Given problem
Check every line of the data below for the string "this", and copy the ones that hold it.
· · · · ·
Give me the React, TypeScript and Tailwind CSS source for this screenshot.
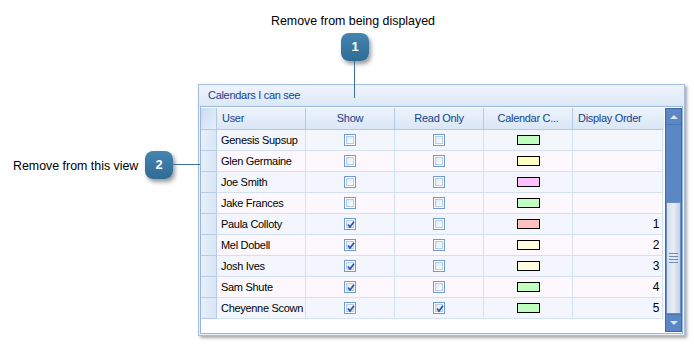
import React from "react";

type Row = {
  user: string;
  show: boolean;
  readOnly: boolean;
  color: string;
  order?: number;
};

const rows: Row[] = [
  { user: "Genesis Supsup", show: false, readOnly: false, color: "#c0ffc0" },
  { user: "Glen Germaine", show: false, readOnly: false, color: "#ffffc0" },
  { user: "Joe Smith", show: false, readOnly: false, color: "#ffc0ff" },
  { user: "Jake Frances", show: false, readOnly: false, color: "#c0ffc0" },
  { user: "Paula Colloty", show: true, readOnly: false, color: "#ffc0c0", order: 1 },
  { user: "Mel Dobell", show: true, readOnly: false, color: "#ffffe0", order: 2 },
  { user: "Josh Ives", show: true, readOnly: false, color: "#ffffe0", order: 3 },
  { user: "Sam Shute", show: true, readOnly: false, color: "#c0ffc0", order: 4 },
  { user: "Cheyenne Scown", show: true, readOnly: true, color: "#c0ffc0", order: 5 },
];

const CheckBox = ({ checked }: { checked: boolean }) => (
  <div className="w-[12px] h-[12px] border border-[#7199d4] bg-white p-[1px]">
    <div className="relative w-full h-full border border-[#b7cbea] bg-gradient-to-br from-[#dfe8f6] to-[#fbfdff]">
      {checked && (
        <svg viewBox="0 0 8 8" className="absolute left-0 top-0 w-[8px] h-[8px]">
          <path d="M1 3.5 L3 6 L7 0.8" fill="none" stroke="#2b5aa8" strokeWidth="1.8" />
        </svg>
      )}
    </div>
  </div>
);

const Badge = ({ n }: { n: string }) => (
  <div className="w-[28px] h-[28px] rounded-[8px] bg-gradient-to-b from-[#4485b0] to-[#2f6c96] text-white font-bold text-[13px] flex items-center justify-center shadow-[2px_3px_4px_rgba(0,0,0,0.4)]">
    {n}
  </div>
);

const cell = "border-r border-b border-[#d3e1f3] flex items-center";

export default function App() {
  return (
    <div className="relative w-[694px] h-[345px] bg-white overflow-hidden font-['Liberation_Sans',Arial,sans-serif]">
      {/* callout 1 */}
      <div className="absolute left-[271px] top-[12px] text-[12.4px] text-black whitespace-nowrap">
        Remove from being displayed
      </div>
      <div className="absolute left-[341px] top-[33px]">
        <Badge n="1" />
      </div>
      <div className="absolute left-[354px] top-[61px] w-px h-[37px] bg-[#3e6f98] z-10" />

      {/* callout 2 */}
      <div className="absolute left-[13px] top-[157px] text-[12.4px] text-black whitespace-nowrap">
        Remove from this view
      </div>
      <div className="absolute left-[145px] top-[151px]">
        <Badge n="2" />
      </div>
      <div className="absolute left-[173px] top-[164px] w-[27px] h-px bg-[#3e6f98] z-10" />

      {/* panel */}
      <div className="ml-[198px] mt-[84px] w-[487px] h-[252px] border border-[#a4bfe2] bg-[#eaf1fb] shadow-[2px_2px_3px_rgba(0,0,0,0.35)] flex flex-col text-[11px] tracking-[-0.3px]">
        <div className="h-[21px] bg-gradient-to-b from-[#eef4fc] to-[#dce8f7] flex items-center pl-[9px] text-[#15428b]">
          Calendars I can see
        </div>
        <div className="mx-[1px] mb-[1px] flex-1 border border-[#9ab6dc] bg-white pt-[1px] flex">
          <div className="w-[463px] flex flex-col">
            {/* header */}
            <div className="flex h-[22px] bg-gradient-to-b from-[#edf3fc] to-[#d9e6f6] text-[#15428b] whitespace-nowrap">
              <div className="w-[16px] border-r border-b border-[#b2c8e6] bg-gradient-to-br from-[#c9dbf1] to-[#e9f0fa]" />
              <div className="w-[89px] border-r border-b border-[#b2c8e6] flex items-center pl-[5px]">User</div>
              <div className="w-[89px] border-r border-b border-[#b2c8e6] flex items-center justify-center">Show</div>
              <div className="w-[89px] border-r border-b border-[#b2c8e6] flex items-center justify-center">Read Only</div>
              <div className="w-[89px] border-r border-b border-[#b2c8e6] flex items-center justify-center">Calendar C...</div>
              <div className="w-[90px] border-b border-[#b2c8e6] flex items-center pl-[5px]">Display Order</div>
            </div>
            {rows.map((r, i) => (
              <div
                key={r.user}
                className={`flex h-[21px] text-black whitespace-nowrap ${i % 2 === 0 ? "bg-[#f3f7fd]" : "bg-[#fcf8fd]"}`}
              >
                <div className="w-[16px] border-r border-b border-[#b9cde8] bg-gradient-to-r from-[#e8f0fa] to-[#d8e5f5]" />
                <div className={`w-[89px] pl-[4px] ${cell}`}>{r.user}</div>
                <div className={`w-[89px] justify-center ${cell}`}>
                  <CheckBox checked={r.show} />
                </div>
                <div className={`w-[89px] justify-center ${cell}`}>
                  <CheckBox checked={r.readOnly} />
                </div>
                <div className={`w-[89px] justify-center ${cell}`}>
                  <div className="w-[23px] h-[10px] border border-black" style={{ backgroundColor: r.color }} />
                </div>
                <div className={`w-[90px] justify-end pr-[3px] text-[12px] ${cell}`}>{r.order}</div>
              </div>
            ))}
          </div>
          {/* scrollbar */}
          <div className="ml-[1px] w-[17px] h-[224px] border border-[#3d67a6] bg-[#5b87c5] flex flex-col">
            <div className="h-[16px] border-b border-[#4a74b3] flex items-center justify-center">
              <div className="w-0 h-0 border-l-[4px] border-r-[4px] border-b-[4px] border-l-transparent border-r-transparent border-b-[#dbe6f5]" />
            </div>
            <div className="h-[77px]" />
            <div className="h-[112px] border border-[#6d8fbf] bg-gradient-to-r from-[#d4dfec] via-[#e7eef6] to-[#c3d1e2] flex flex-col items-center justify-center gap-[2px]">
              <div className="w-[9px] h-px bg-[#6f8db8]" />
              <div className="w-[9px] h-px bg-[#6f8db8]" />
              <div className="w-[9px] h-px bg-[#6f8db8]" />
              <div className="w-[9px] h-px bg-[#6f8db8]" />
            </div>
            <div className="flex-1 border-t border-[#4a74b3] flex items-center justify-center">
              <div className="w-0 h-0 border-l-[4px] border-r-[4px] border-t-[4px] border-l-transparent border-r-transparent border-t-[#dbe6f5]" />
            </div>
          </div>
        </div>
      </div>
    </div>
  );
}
· · · · ·
Written answer
Give me the React, TypeScript and Tailwind CSS source for this screenshot.
        Remove from this view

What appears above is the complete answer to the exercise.